** begin Data shown **
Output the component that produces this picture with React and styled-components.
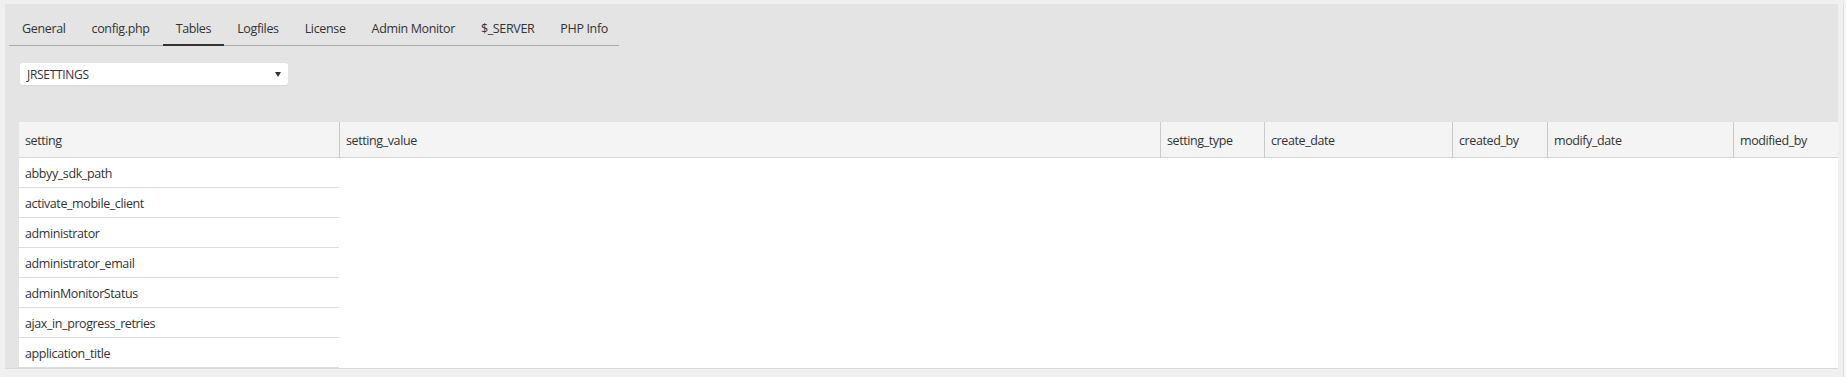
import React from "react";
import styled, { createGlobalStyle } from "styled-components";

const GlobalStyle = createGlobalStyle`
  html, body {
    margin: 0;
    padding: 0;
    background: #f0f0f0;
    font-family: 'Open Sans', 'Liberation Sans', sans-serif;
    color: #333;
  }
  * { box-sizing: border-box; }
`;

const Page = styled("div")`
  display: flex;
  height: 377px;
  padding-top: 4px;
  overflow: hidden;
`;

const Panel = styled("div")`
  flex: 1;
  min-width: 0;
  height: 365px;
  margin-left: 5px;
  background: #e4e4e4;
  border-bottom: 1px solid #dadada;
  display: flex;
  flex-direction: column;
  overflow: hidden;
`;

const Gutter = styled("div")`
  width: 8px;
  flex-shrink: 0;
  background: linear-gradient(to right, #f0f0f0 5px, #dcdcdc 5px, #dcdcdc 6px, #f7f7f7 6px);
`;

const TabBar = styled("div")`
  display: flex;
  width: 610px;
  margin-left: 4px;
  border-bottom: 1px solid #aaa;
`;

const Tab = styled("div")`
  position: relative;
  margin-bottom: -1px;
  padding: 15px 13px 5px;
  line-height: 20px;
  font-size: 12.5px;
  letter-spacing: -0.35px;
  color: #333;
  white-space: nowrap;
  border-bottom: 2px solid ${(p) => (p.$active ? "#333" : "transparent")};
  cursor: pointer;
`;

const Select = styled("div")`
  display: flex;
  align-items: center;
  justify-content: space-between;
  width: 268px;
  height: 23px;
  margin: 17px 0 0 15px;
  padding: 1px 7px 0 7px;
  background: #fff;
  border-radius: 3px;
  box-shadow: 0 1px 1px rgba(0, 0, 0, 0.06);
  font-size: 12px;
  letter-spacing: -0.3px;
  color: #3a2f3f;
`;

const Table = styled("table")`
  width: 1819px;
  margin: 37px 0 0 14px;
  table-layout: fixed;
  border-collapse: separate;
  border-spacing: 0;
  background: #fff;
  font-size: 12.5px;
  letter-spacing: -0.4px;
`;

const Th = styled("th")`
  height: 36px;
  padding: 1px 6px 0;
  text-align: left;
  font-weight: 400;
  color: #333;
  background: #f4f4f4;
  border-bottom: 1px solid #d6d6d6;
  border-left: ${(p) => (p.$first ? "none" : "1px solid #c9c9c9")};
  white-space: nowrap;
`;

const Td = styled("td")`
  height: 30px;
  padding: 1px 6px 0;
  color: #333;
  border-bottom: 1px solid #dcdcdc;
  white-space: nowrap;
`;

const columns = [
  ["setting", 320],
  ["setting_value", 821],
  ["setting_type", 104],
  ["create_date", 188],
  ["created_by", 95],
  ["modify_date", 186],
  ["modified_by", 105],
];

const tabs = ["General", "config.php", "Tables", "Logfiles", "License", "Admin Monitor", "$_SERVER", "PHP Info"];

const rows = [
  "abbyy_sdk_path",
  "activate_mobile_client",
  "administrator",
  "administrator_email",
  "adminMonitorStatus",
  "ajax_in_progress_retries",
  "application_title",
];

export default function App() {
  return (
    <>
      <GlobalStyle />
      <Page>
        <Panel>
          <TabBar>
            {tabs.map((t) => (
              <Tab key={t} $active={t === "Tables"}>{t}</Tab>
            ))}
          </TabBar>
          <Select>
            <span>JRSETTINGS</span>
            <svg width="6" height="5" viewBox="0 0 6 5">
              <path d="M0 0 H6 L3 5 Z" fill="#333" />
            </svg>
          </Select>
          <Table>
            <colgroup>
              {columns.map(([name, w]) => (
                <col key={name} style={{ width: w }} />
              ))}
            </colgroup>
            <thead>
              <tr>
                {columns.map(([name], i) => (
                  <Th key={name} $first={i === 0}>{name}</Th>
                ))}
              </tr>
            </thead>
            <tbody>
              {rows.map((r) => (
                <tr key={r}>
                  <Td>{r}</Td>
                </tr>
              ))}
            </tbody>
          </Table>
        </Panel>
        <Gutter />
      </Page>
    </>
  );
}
** end Data shown **
Work to be completed -
Are you able to set down all the lines above exactly, without any pictures?

Response for this exercise -
Output the component that produces this picture with React and styled-components.
import React from "react";
import styled, { createGlobalStyle } from "styled-components";

const GlobalStyle = createGlobalStyle`
  html, body {
    margin: 0;
    padding: 0;
    background: #f0f0f0;
    font-family: 'Open Sans', 'Liberation Sans', sans-serif;
    color: #333;
  }
  * { box-sizing: border-box; }
`;

const Page = styled("div")`
  display: flex;
  height: 377px;
  padding-top: 4px;
  overflow: hidden;
`;

const Panel = styled("div")`
  flex: 1;
  min-width: 0;
  height: 365px;
  margin-left: 5px;
  background: #e4e4e4;
  border-bottom: 1px solid #dadada;
  display: flex;
  flex-direction: column;
  overflow: hidden;
`;

const Gutter = styled("div")`
  width: 8px;
  flex-shrink: 0;
  background: linear-gradient(to right, #f0f0f0 5px, #dcdcdc 5px, #dcdcdc 6px, #f7f7f7 6px);
`;

const TabBar = styled("div")`
  display: flex;
  width: 610px;
  margin-left: 4px;
  border-bottom: 1px solid #aaa;
`;

const Tab = styled("div")`
  position: relative;
  margin-bottom: -1px;
  padding: 15px 13px 5px;
  line-height: 20px;
  font-size: 12.5px;
  letter-spacing: -0.35px;
  color: #333;
  white-space: nowrap;
  border-bottom: 2px solid ${(p) => (p.$active ? "#333" : "transparent")};
  cursor: pointer;
`;

const Select = styled("div")`
  display: flex;
  align-items: center;
  justify-content: space-between;
  width: 268px;
  height: 23px;
  margin: 17px 0 0 15px;
  padding: 1px 7px 0 7px;
  background: #fff;
  border-radius: 3px;
  box-shadow: 0 1px 1px rgba(0, 0, 0, 0.06);
  font-size: 12px;
  letter-spacing: -0.3px;
  color: #3a2f3f;
`;

const Table = styled("table")`
  width: 1819px;
  margin: 37px 0 0 14px;
  table-layout: fixed;
  border-collapse: separate;
  border-spacing: 0;
  background: #fff;
  font-size: 12.5px;
  letter-spacing: -0.4px;
`;

const Th = styled("th")`
  height: 36px;
  padding: 1px 6px 0;
  text-align: left;
  font-weight: 400;
  color: #333;
  background: #f4f4f4;
  border-bottom: 1px solid #d6d6d6;
  border-left: ${(p) => (p.$first ? "none" : "1px solid #c9c9c9")};
  white-space: nowrap;
`;

const Td = styled("td")`
  height: 30px;
  padding: 1px 6px 0;
  color: #333;
  border-bottom: 1px solid #dcdcdc;
  white-space: nowrap;
`;

const columns = [
  ["setting", 320],
  ["setting_value", 821],
  ["setting_type", 104],
  ["create_date", 188],
  ["created_by", 95],
  ["modify_date", 186],
  ["modified_by", 105],
];

const tabs = ["General", "config.php", "Tables", "Logfiles", "License", "Admin Monitor", "$_SERVER", "PHP Info"];

const rows = [
  "abbyy_sdk_path",
  "activate_mobile_client",
  "administrator",
  "administrator_email",
  "adminMonitorStatus",
  "ajax_in_progress_retries",
  "application_title",
];

export default function App() {
  return (
    <>
      <GlobalStyle />
      <Page>
        <Panel>
          <TabBar>
            {tabs.map((t) => (
              <Tab key={t} $active={t === "Tables"}>{t}</Tab>
            ))}
          </TabBar>
          <Select>
            <span>JRSETTINGS</span>
            <svg width="6" height="5" viewBox="0 0 6 5">
              <path d="M0 0 H6 L3 5 Z" fill="#333" />
            </svg>
          </Select>
          <Table>
            <colgroup>
              {columns.map(([name, w]) => (
                <col key={name} style={{ width: w }} />
              ))}
            </colgroup>
            <thead>
              <tr>
                {columns.map(([name], i) => (
                  <Th key={name} $first={i === 0}>{name}</Th>
                ))}
              </tr>
            </thead>
            <tbody>
              {rows.map((r) => (
                <tr key={r}>
                  <Td>{r}</Td>
                </tr>
              ))}
            </tbody>
          </Table>
        </Panel>
        <Gutter />
      </Page>
    </>
  );
}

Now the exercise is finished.